Parla di tutto, l’ex sindaco, delle cose fatte per la città e poi finite nell’inchiesta, del suo rapporto con gli imprenditori che ha tenuto banco per quasi due anni nell’aula 1 del tribunale, ma il suo animo è ancora attendista di fronte a un processo che ha paralizzato la sua vita per quasi cinque anni. D’Alfonso dà del «gran lavoratore» al pm Gennaro Varone, a cui piace ricordare anche: «Non era vero che la confidenza, la cordialità con un imprenditore avesse impedito la mia autonomia: a Varone dissi», ribadisce oggi D’Alfonso ricordando la sua difesa durante un’udienza, «che non avevo mai rinunciato alla genuinità della mia valutazione».
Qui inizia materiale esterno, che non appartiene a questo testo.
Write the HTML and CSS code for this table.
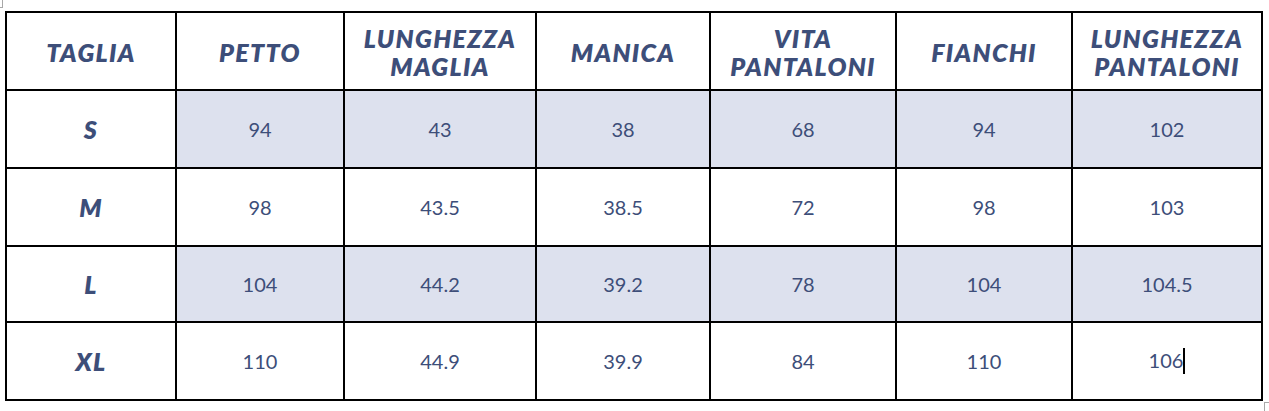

Parla degli imprenditori Toto, l’ex sindaco, che si è sgolato quando venne esaminato il 15 ottobre 2012 per dare una versione diversa da quella dell’accusa, per dire che a Toto lo legava una storica amicizia.

Che cosa D’Alfonso non rifarebbe? Lo disse in quell’udienza al presidente: «Da questo processo sono emersi tanti fatti che non rifarei come la fortissima amicalità con Toto» e l’ha ribadito ieri, guardandosi indietro: «Eviterei la vistosità di certe frequentazioni».

Iniziano da qui i piccoli accorgimenti del politico e la riflessione che, dalla sua storia, vorrebbe estendere alla giustizia: «Ho potuto permettermi un avvocato, Giuliano Milia, bravissimo. Ho avuto a disposizione due studiose, piccole Bongiorno, che hanno fatto un lavoro incredibile. Ma un cittadino che si trova nella mia situazione può permettersi tutto questo?».

Li chiama «pattinatori», «velocisti», i dipendenti del tribunale, dai magistrati ai cancellieri, spesso soccombenti di fronte a cumuli di processi e di carte che «nel mio caso», aggiunge, «sono state lette e comprese». «Non avevo molta fiducia consegnando quelle 400 pagine di memoria ai velocisti» per, poi, liberarsi e sorridere: «Ah, quanto ho atteso questo momento».

L’ex sindaco alterna il tono da comizio, parla al cittadino, porta a esempio le imprese eccellenti in Abruzzo, ricorda le opere fatte per Pescara, alternando al tormento vissuto la rinascita del politico, la gioia per la sentenza all’umore dell’ex imputato: «Cinque anni di inferno», dice l’ex sindaco Pd uscito acciaccato da anni difficili, da accuse che paragona a «zattere» che si sono rincorse, «una ferma e l’altra a inseguire», «a un prisma di cattiverie a cui sono stato sottoposto quando potevano essere anni di idee, di realizzazioni». Vuol ripartire da qui, D’Alfonso, vuol trovare, come dice, «amici che condividano con me il prossimo governo».

Perché l’inchiesta sbocciò? Non vuole sbilanciarsi l’ex sindaco che, in questi giorni, «trova sollievo alle ragioni della sofferenza andando in giro» e che non ha ancora compreso i motivi per cui il 15 dicembre 2008 il suo percorso venne interrotto per errore, come ha sancito la sentenza per lui e per gli altri 23 imputati.

«Perché si accese quella fiammella nel 2005? Non lo so», conclude l’ex sindaco Pd, «non ho ancora individuato il motivo e lo sto cercando: forse è stata la potenza del mio entusiasmo per questa città».